Fortunately, we had already built decontamination stations and were scanning people to enter. People called us crazy. But I met with the judges in Houston and told them that we were essential. I wanted the permits to operate every day—and this was before any schools or businesses closed.

We invested $480,000 in plexiglass very early, before anyone else. We have over 2,000 computers here and each one is needed for training. We couldn’t have people coming in dressed like astronauts. So we invested in plexiglass. Sixty days later, plexiglass was everywhere—and three, four times more expensive. That $480,000 we spent would’ve been millions.

Luis Aguliar
Luis speaks at the Texas Chemical Council EHS Seminar at Moody Gardens Hotel and Convention Center last summer.

At the same time, we’ll keep working on innovations.

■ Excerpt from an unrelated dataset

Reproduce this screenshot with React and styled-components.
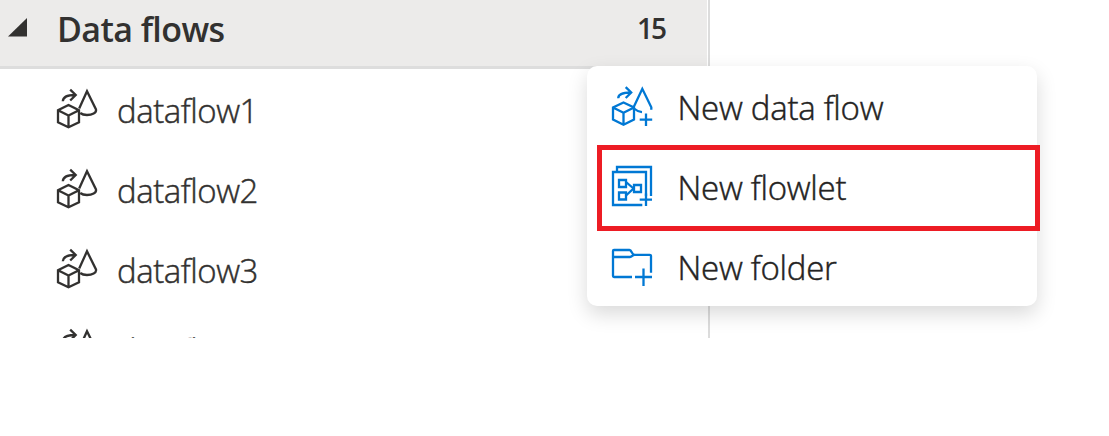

We have a strong track record of that. We built our own cloud in 2004, long before cloud technology was built by Apple. Our system is now the largest database for contractors in the world, with over 25 million records, all highly specific about the petrochemical industry.

That innovation continues today as we build a robust system that can reach the whole planet. There are 24 safety councils in the US, but we are the largest, and we have the best technology. Our strategy is to license to regions across the world. That will also grow our database exponentially. There’s no limit to where we can go: Alaska, South America, the Middle East. They need safety solutions too, and we’re already spreading our wings beyond the Ship Channel.

How does a CEO become good at forecasting and seeing future disruptions? Do you read a lot? Do you follow the news?

There’s a CEO bootcamp that I attend in Washington, DC, organized by ASAE [the American Society of Association Executives]. We exchange a lot of best practices there. I’m always tapping into the wisdom of the committees I work with too. When you’re at a table with a lot of white hair or no hair, it’s good to pay attention. You have to be humble and willing to be coached. People in Texas are very humble and willing to teach.

I also get a lot of information from the Wall Street Journal and Bloomberg, not to worry but to see what the market is doing and anticipate the business climate. I’m very selective though. There’s so much information out there, and it can be distracting.

Do you have any observations about the future of the petrochemical industry?

We’re going to have to make a drastic decisions in regard to green energy. Green energy will be good when it eventually comes. But it takes a lot of energy to power the planet in one day, and green energy is a long way off from doing it. Petrochemical is becoming much cleaner, and we have much smarter facilities. There’s a lot of emission control and carbon capture.

The petrochemical industry is here to stay for at least the next hundred years. Everyone I know is in favor of green energy, but we are not in favor for the government picking winners and losers. I don’t think that’s the role of the government.